Statement from TEA President Beth Brown: “TEA has serious concerns about the emergency rule and reopening policy passed by the Tennessee State Board of Education this week. As we have stated since March, educator input should be prioritized when developing plans for safely reopening public schools. It is evident from what was passed this week that classroom teachers were not included in the process in any meaningful way.
Just a few weeks ago elected leaders and parents reaffirmed their respect and adoration for the difficult job our educators do and the way we stepped up when the school year abruptly shifted to distance learning. Grand proclamations were made about the pay increase all educators deserve. Now here we are – just days after the Tennessee General Assembly went from a 4% raise, to a 2% raise, to a bonus, to absolutely nothing for Tennessee teachers – with this new policy and rule asking teachers to increase their workload and do even more with even less.

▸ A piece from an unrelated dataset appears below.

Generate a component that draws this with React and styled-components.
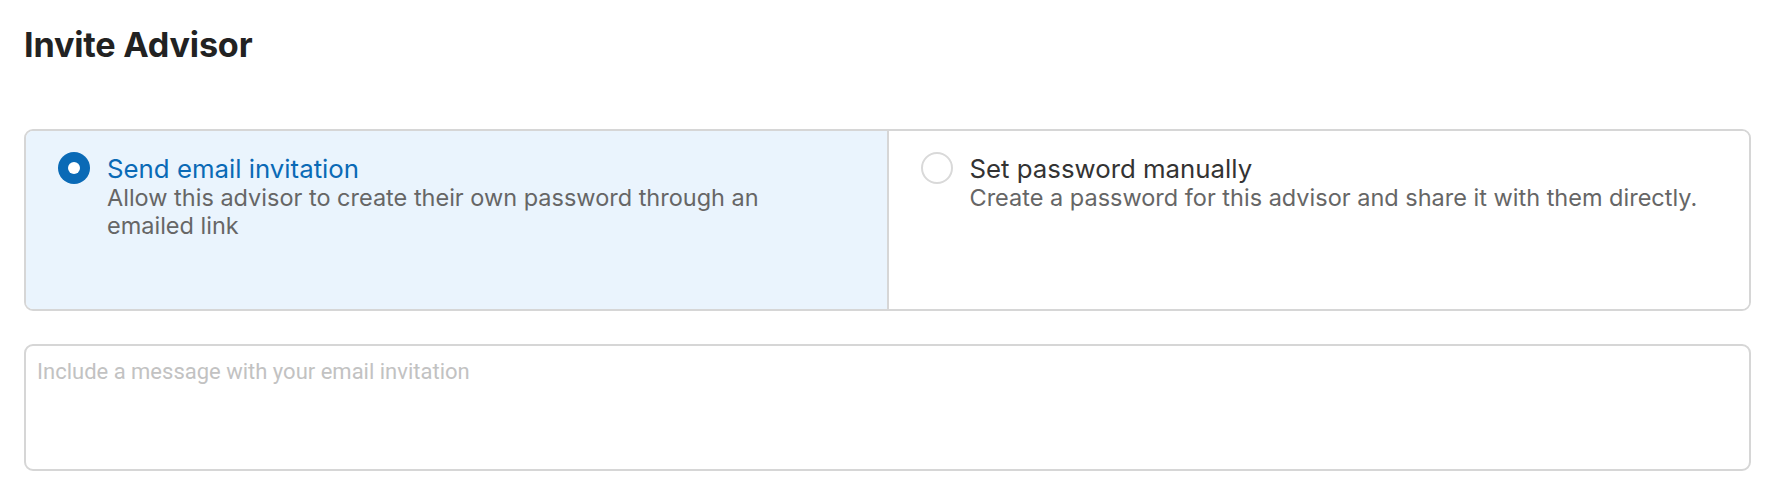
import styled, { createGlobalStyle } from 'styled-components';

const GlobalStyle = createGlobalStyle`
  body {
    margin: 0;
    background: #ffffff;
    font-family: Inter, "Liberation Sans", sans-serif;
  }
`;

const options = [
  {
    id: 'email',
    title: 'Send email invitation',
    description: 'Allow this advisor to create their own password through an emailed link',
  },
  {
    id: 'manual',
    title: 'Set password manually',
    description: 'Create a password for this advisor and share it with them directly.',
  },
];

const InviteAdvisor = () => {
  const selected = 'email';
  return (
    <Page>
      <GlobalStyle />
      <Heading>Invite Advisor</Heading>
      <OptionGroup>
        {options.map(option => (
          <Option key={option.id} active={option.id === selected}>
            <Radio active={option.id === selected} />
            <OptionText>
              <OptionTitle active={option.id === selected}>{option.title}</OptionTitle>
              <OptionDescription>{option.description}</OptionDescription>
            </OptionText>
          </Option>
        ))}
      </OptionGroup>
      <MessageBox placeholder="Include a message with your email invitation" />
    </Page>
  );
};

const Page = styled.div`
  padding: 0 25px 0 24px;
  box-sizing: border-box;
  width: 100%;
`;

const Heading = styled.h1`
  margin: 0;
  padding-top: 25px;
  font-size: 34.2px;
  line-height: 40px;
  font-weight: 700;
  color: #222222;
  letter-spacing: -0.2px;
`;

const OptionGroup = styled.div`
  margin-top: 64px;
  display: flex;
  height: 182px;
  border: 2px solid #d6d6d6;
  border-radius: 9px;
  overflow: hidden;
  box-sizing: border-box;
`;

const Option = styled.div`
  flex: 1;
  min-width: 0;
  display: flex;
  align-items: flex-start;
  gap: 17px;
  padding: 21px 32px;
  background: ${props => (props.active ? '#eaf4fd' : '#ffffff')};
  & + & {
    border-left: 2px solid #d6d6d6;
  }
`;

const Radio = styled.span`
  flex: none;
  width: 32px;
  height: 32px;
  border-radius: 50%;
  box-sizing: border-box;
  position: relative;
  background: ${props => (props.active ? '#0a6ab6' : '#ffffff')};
  border: ${props => (props.active ? 'none' : '2px solid #d9d9d9')};
  &::after {
    content: '';
    display: ${props => (props.active ? 'block' : 'none')};
    position: absolute;
    left: 10px;
    top: 10px;
    width: 12px;
    height: 12px;
    border-radius: 50%;
    background: #ffffff;
  }
`;

const OptionText = styled.div`
  display: flex;
  flex-direction: column;
  padding-top: 1px;
  padding-right: 10px;
`;

const OptionTitle = styled.div`
  font-size: 25.8px;
  line-height: 31px;
  color: ${props => (props.active ? '#0a6ab6' : '#333333')};
`;

const OptionDescription = styled.div`
  font-size: 23.5px;
  line-height: 28px;
  color: #666666;
`;

const MessageBox = styled.textarea`
  display: block;
  margin-top: 33px;
  width: 100%;
  height: 127px;
  box-sizing: border-box;
  border: 2px solid #d6d6d6;
  border-radius: 9px;
  padding: 11px 11px;
  resize: none;
  outline: none;
  font-family: Roboto, "Liberation Sans", sans-serif;
  font-size: 22px;
  line-height: 30px;
  color: #333333;
  &::placeholder {
    color: #c2c2c2;
  }
`;

export default InviteAdvisor;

The new rule and policy fail to adequately address inequities across the state, specifically for students with limited or no access to internet and our most vulnerable students in special education and ELL programs. The policy does not clearly address the significant impacts to students’ learning environment and educators’ working conditions. The policy does not explain how parents are supposed to support their children at home while working themselves, and it completely ignores the fact that many teachers are parents of school-aged children themselves. The guidance in the policy for local districts to request waivers is vague and includes no requirement to include educator and parent voices.
Every option provided by the state requires more money, more supplies, more time and more support – things that are in very short supply already.
Educators are eager to get back into school buildings. We miss our kids. But we also need to feel safe and supported when schools reopen. We need our voices to be heard and our expertise valued when making these big decisions on how to reopen schools. What we have seen so far from leaders in Nashville falls short.”